***** Data excerpt

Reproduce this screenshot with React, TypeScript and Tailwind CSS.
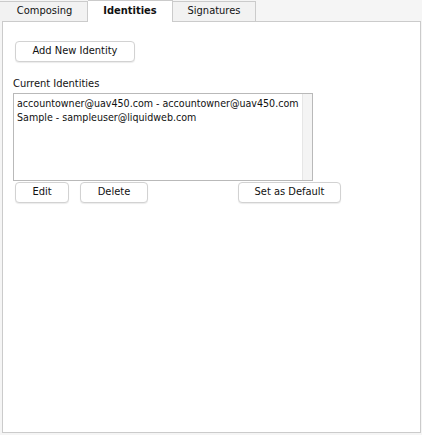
const tabs = ["Composing", "Identities", "Signatures"];

const identities = [
  "accountowner@uav450.com - accountowner@uav450.com",
  "Sample - sampleuser@liquidweb.com",
];

const Btn = ({ label, className }: { label: string; className: string }) => (
  <button
    className={`h-[21px] rounded-[4px] border border-[#d2d2d2] bg-white text-[11px] text-[#111] shadow-[0_1px_1px_rgba(0,0,0,0.08)] ${className}`}
  >
    {label}
  </button>
);

const App = (): JSX.Element => {
  return (
    <div className="w-[422px] h-[435px] bg-[#f5f5f5] font-['DejaVu_Sans_Condensed','Liberation_Sans',sans-serif] text-[11px] text-[#111]">
      {/* tabs */}
      <div className="flex items-end h-[21px]">
        <div className="w-[88px] h-[20px] border-t border-r border-[#cbcbcb] bg-[#f2f2f2] flex items-center justify-center pl-[2px]">
          {tabs[0]}
        </div>
        <div className="relative z-10 w-[85px] h-[22px] -mb-px border-t border-r border-[#cbcbcb] bg-white flex items-center justify-center font-bold pb-[1px]">
          {tabs[1]}
        </div>
        <div className="w-[83px] h-[20px] border-t border-r border-[#cbcbcb] bg-[#f2f2f2] flex items-center justify-center">
          {tabs[2]}
        </div>
      </div>

      {/* panel */}
      <div className="ml-[2px] w-[419px] h-[412px] border border-[#cbcbcb] bg-white pt-[19px] pl-[10px]">
        <Btn label="Add New Identity" className="ml-[2px] w-[120px]" />
        <div className="mt-[15px] leading-[14px]">Current Identities</div>
        <div className="mt-[2px] w-[300px] h-[88px] border border-[#b9b9b9] flex">
          <div className="flex-1 pl-[3px] pt-[2px] text-[10.6px] leading-[14px] whitespace-nowrap">
            {identities.map((item) => (
              <div key={item}>{item}</div>
            ))}
          </div>
          <div className="w-[10px] h-full bg-[#f4f4f4] border-l border-[#e6e6e6]" />
        </div>
        <div className="flex mt-[1px] pl-[2px]">
          <Btn label="Edit" className="w-[54px]" />
          <Btn label="Delete" className="ml-[11px] w-[68px]" />
          <Btn label="Set as Default" className="ml-[90px] w-[103px]" />
        </div>
      </div>
    </div>
  );
};

export default App;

**********

» **Problem statement**
Images should not appear in the copy; retype the listing above exactly.

» **Solved exercise**
Reproduce this screenshot with React, TypeScript and Tailwind CSS.
const tabs = ["Composing", "Identities", "Signatures"];

const identities = [
  "accountowner@uav450.com - accountowner@uav450.com",
  "Sample - sampleuser@liquidweb.com",
];

const Btn = ({ label, className }: { label: string; className: string }) => (
  <button
    className={`h-[21px] rounded-[4px] border border-[#d2d2d2] bg-white text-[11px] text-[#111] shadow-[0_1px_1px_rgba(0,0,0,0.08)] ${className}`}
  >
    {label}
  </button>
);

const App = (): JSX.Element => {
  return (
    <div className="w-[422px] h-[435px] bg-[#f5f5f5] font-['DejaVu_Sans_Condensed','Liberation_Sans',sans-serif] text-[11px] text-[#111]">
      {/* tabs */}
      <div className="flex items-end h-[21px]">
        <div className="w-[88px] h-[20px] border-t border-r border-[#cbcbcb] bg-[#f2f2f2] flex items-center justify-center pl-[2px]">
          {tabs[0]}
        </div>
        <div className="relative z-10 w-[85px] h-[22px] -mb-px border-t border-r border-[#cbcbcb] bg-white flex items-center justify-center font-bold pb-[1px]">
          {tabs[1]}
        </div>
        <div className="w-[83px] h-[20px] border-t border-r border-[#cbcbcb] bg-[#f2f2f2] flex items-center justify-center">
          {tabs[2]}
        </div>
      </div>

      {/* panel */}
      <div className="ml-[2px] w-[419px] h-[412px] border border-[#cbcbcb] bg-white pt-[19px] pl-[10px]">
        <Btn label="Add New Identity" className="ml-[2px] w-[120px]" />
        <div className="mt-[15px] leading-[14px]">Current Identities</div>
        <div className="mt-[2px] w-[300px] h-[88px] border border-[#b9b9b9] flex">
          <div className="flex-1 pl-[3px] pt-[2px] text-[10.6px] leading-[14px] whitespace-nowrap">
            {identities.map((item) => (
              <div key={item}>{item}</div>
            ))}
          </div>
          <div className="w-[10px] h-full bg-[#f4f4f4] border-l border-[#e6e6e6]" />
        </div>
        <div className="flex mt-[1px] pl-[2px]">
          <Btn label="Edit" className="w-[54px]" />
          <Btn label="Delete" className="ml-[11px] w-[68px]" />
          <Btn label="Set as Default" className="ml-[90px] w-[103px]" />
        </div>
      </div>
    </div>
  );
};

export default App;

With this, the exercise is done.